Yes, you really wonder why I wasn't feeling happy and fulfilled. #iwonderwhy #toomuch


Then a couple of years a go, I was ready to learn the lesson. I was attending a personal development workshop (the story around that is one for another time too), however someone was saying: 'choose love first'. I was like: 'What? What has love got to do with it?And what does that even mean?' But then it hit me: #whatwouldlovedo?


Do you know those moments when you hear something and you just know that's the truth? Well, that was that moment for me. What would love do? #thisisabigone #ahamoment

That was the 'answer' to all my questions: 'Why can't they do it themselves? Why do I have to do it all?' - I was asking the wrong questions! And instead of jumping in and trying to rescue everyone and every situation, I now had a tool to evaluate the situation first: What would love do?

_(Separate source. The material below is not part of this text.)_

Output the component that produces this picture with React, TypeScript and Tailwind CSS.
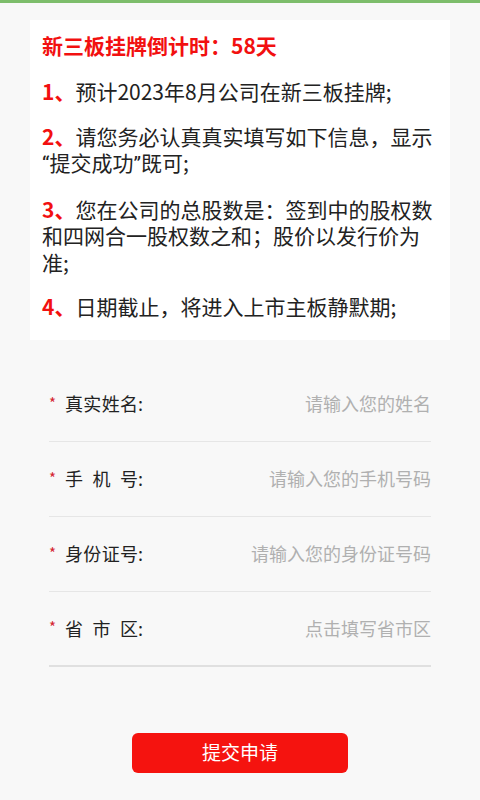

That one single question changed my life completely - for the better. Before I was coming from a place of anger and resentment. I realised that I was missing the most important thing - LOVE!!! #allyouneedislove

Coming from a place of love, doesn't mean I have to do it all on my own because I love them. No far from it! Coming from a place of love means doing the right thing by looking at the bigger picture. Loving myself enough to put my needs and wishes first. Having boundaries and keeping them (more on that one later as well). And mainly loving the people around me enough to give them a chance to figure it out themselves. Loving them enough to let them learn their lessons without me pushing them, without me knowing it better and the need to tell them. But still be there for support. #youcantstealanyoneoftheirrockbottom

Does that mean I never get angry and frustrated anymore? Haha #wishfullthinking No. I am still human after all. But as @loriharder offers: 'I am also a beautiful work in progress.' And choosing love means I love myself enough to forgive myself for failing as long as I get up and choose again. #gamechanger

Is there anything you are constantly struggling with and frustrating you? What's your lesson? Please know that I am cheering you on and offer you to do the first step and start shifting your perspective with one simple question: What would love do?